This project contains the code for my Bachelor thesis, working with the Algorithms research group of the University of Marburg.
The following is an english translation of the summary of the thesis (see PDF in project):
In the graph problem Max (k, n - k)-Cut, a vertex set S of size k is sought so that as many edges as possible have exactly one endpoint in S. The number of these edges is called the cut size. In addition, Max (k, n - k)-Cut is an NP-hard graph problem.
An exact branch-and-bound algorithm for Max (k, n - k)-Cut is designed and implemented. Improvements are made to this algorithm, which are largely based on recognizing whether a current partial solution can still be extended to an optimal solution. We will apply algorithmic techniques such as preprocessing the problem instance by a so-called kernel and creating an upper bound by local search. We will also dynamically cache the function value instead of completely recalculating it for each candidate solution.
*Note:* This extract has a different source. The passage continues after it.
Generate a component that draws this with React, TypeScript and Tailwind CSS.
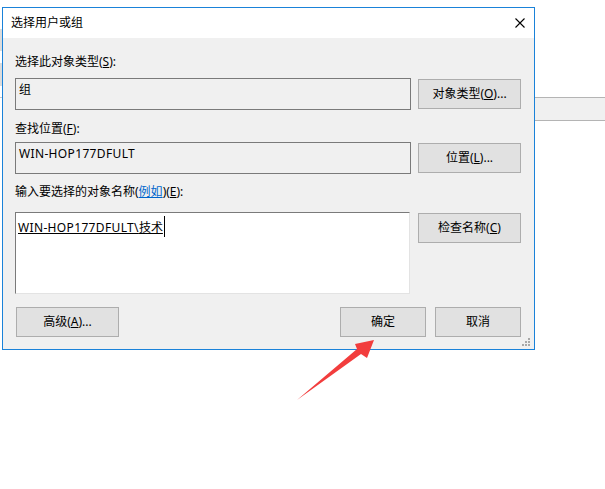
import React from "react";

function Btn({ children, className = "" }: { children: React.ReactNode; className?: string }) {
  return (
    <div
      className={`flex h-[30px] items-center justify-center border border-[#adadad] bg-[#e1e1e1] text-[12px] leading-[16px] text-black ${className}`}
    >
      {children}
    </div>
  );
}

export default function App() {
  return (
    <div className="relative h-[489px] w-[605px] overflow-hidden bg-white font-['Noto_Sans','Noto_Sans_CJK_SC',sans-serif] text-[12px] leading-[16px] text-black">
      {/* background fragments behind the dialog */}
      <div className="absolute left-0 top-[29px] h-[22px] w-[2px] bg-[#dcdcdc]" />
      <div className="absolute left-0 top-[63px] h-[23px] w-[2px] bg-[#dcdcdc]" />
      <div className="absolute left-0 top-[97px] h-[1px] w-[2px] bg-[#c8c8c8]" />
      <div className="absolute left-[535px] right-0 top-[97px] h-[24px] border-y border-[#b4b4b4] bg-[#f0f0f0]" />

      {/* dialog window */}
      <div className="absolute left-[2px] top-[7px] flex h-[343px] w-[533px] flex-col border border-[#1a82d9] bg-[#f0f0f0]">
        {/* title bar */}
        <div className="flex h-[30px] items-center justify-between bg-white pl-[8px] pr-[9px]">
          <span>选择用户或组</span>
          <svg width="10" height="10" viewBox="0 0 10 10" className="block">
            <path d="M0.5 0.5 L9.5 9.5 M9.5 0.5 L0.5 9.5" stroke="#000" strokeWidth="1.1" fill="none" />
          </svg>
        </div>

        {/* body */}
        <div className="relative flex flex-1 flex-col pl-[12px] pr-[13px] pt-[16px]">
          <div>
            选择此对象类型(<u>S</u>):
          </div>
          <div className="mt-[8px] flex items-center gap-[7px]">
            <div className="h-[32px] w-[396px] border border-[#7a7a7a] bg-[#f0f0f0] pl-[3px] pt-[3px]">组</div>
            <Btn className="w-[103px]">
              对象类型(<u>O</u>)...
            </Btn>
          </div>

          <div className="mt-[11px]">
            查找位置(<u>F</u>):
          </div>
          <div className="mt-[5px] flex items-center gap-[7px]">
            <div className="h-[32px] w-[396px] border border-[#7a7a7a] bg-[#f0f0f0] pl-[3px] pt-[3px]">
              <span className="tracking-[0.35px]">WIN-HOP177DFULT</span>
            </div>
            <Btn className="w-[103px]">
              位置(<u>L</u>)...
            </Btn>
          </div>

          <div className="mt-[10px]">
            输入要选择的对象名称(<u className="text-[#0066cc]">例如</u>)(<u>E</u>):
          </div>
          <div className="mt-[12px] flex items-start gap-[8px]">
            <div className="h-[82px] w-[395px] border-y border-l border-r border-b-[#e3e3e3] border-l-[#7a7a7a] border-r-[#e3e3e3] border-t-[#7a7a7a] bg-white pl-[2px] pt-[3px]">
              <div className="flex h-[21px] items-end">
                <u className="pb-[1px]">
                  <span className="tracking-[0.35px]">WIN-HOP177DFULT\</span>技术
                </u>
                <span className="ml-[1px] block h-[21px] w-[1px] bg-black" />
              </div>
            </div>
            <Btn className="mt-[1px] w-[103px]">
              检查名称(<u>C</u>)
            </Btn>
          </div>

          <div className="mt-[13px] flex items-center justify-between">
            <Btn className="ml-[1px] w-[103px]">
              高级(<u>A</u>)...
            </Btn>
            <div className="flex gap-[9px]">
              <Btn className="w-[86px]">确定</Btn>
              <Btn className="w-[86px]">取消</Btn>
            </div>
          </div>

          {/* resize grip */}
          <svg width="9" height="9" viewBox="0 0 9 9" className="absolute bottom-[2px] right-[3px]">
            <rect x="6" y="0" width="2" height="2" fill="#a8a8a8" />
            <rect x="3" y="3" width="2" height="2" fill="#a8a8a8" />
            <rect x="6" y="3" width="2" height="2" fill="#a8a8a8" />
            <rect x="0" y="6" width="2" height="2" fill="#a8a8a8" />
            <rect x="3" y="6" width="2" height="2" fill="#a8a8a8" />
            <rect x="6" y="6" width="2" height="2" fill="#a8a8a8" />
          </svg>
        </div>
      </div>

      {/* red annotation arrow */}
      <svg width="605" height="489" viewBox="0 0 605 489" className="pointer-events-none absolute left-0 top-0">
        <polygon
          points="374,340 367,358 361,354 297,400 357,349 355,344"
          fill="#f23d3d"
        />
      </svg>
    </div>
  );
}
Finally, we model Max (k, n - k)-Cut also as an Integer Linear Program (ILP) and solve it using the CPLEX solver from IBM.
We use 19 common benchmark graphs to solve for the parameter values k ∈ {1, . . . , 30} to evaluate the runtimes. For each implemented improvement, we evaluate how much the runtime has been reduced compared to the previous version. The experiments show that the effectiveness of the various improvements varies greatly. For 4 of the 19 graphs tested, the maximum k solved within one hour was increased from 1 to at least 12 by all improvements in total. The ILP can be increased within one hour.
I started the project using Java, but decided to switch to Kotlin due to its better support of functional programming, particularly set-algebra related functionalities such as mapping, filtering, intersections and so on.